# Collected material
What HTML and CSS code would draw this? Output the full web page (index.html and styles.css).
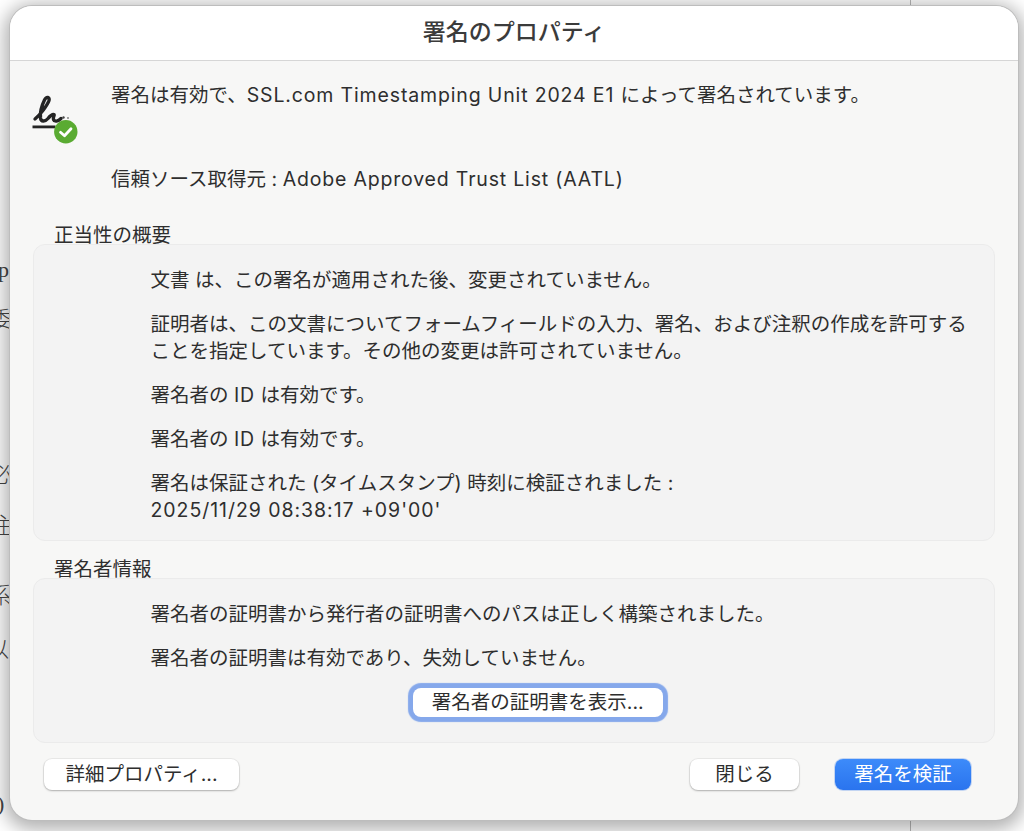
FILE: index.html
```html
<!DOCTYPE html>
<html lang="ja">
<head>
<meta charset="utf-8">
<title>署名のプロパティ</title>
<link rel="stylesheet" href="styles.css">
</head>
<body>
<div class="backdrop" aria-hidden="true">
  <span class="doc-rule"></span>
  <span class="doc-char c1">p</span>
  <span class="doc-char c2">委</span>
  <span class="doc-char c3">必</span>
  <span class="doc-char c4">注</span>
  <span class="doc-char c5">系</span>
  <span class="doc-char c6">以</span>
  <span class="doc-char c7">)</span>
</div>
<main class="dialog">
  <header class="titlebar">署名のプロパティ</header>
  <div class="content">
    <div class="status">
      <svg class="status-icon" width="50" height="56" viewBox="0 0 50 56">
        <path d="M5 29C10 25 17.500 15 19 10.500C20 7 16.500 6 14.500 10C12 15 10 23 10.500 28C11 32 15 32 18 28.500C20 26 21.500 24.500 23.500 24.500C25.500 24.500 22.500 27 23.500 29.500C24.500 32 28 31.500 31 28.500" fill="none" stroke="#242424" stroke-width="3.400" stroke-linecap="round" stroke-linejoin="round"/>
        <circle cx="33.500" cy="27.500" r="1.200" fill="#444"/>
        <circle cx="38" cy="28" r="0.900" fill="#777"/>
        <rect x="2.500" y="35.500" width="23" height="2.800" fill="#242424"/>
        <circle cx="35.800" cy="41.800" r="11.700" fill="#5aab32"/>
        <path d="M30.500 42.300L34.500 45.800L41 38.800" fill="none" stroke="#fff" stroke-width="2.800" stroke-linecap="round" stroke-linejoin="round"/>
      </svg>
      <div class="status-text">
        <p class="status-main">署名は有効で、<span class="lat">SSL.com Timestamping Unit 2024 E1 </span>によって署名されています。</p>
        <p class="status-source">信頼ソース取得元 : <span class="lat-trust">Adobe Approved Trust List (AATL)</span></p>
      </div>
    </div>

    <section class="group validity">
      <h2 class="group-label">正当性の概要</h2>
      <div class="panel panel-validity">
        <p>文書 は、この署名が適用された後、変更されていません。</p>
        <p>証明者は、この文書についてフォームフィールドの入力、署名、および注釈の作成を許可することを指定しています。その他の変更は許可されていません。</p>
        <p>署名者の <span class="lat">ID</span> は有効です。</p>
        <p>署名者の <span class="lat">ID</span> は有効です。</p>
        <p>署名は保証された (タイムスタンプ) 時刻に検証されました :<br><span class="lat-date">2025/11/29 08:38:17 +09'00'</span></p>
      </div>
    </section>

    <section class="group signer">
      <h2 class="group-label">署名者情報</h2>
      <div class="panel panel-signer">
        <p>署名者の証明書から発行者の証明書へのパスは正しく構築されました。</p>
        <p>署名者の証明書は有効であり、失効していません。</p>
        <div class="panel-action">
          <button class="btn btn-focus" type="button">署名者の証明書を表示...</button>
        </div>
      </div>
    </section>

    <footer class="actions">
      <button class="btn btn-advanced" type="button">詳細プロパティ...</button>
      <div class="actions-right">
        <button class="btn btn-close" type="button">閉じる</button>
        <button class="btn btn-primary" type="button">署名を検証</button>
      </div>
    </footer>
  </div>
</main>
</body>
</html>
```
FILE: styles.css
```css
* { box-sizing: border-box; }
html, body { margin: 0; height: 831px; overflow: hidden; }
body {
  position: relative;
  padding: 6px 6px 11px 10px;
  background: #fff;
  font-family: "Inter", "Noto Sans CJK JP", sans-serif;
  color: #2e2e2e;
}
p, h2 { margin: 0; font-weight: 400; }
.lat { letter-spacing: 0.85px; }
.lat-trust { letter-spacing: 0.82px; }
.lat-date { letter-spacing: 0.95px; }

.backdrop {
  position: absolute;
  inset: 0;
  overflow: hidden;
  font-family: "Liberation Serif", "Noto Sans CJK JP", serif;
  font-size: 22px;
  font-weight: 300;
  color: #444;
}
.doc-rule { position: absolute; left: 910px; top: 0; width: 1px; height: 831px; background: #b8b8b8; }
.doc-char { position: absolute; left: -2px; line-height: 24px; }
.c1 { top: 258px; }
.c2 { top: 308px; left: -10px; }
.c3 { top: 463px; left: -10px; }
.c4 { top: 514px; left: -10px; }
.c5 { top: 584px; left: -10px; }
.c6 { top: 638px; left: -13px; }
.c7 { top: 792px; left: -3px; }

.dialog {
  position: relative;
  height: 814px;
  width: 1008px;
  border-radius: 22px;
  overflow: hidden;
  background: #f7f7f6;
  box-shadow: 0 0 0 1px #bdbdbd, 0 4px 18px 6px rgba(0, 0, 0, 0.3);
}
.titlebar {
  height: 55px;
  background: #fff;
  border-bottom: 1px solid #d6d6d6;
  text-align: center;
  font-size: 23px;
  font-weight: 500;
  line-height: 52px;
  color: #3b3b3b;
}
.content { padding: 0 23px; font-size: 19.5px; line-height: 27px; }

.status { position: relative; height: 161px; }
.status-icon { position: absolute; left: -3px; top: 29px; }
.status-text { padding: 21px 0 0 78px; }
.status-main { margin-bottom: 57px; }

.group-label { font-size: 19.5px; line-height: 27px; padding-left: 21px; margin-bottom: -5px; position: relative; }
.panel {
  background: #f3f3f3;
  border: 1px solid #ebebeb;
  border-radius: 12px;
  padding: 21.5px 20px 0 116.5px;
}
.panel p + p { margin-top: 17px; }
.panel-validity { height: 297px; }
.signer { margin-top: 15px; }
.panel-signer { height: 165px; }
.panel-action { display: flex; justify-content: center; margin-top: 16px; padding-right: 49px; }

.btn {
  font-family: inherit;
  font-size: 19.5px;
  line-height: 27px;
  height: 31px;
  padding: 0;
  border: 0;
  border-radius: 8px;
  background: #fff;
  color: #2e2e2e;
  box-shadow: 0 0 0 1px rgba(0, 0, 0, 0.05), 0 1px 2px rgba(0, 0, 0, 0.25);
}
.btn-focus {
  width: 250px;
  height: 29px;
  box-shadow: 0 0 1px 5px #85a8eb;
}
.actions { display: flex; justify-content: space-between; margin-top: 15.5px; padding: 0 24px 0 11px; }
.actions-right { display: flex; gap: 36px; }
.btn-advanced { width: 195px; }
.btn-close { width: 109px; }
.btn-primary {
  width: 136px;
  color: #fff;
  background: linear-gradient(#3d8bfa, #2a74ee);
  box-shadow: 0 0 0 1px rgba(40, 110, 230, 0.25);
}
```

# What is required
Report how many lines above hold the string "index", giving nothing but the number.

# Response to the exercise
2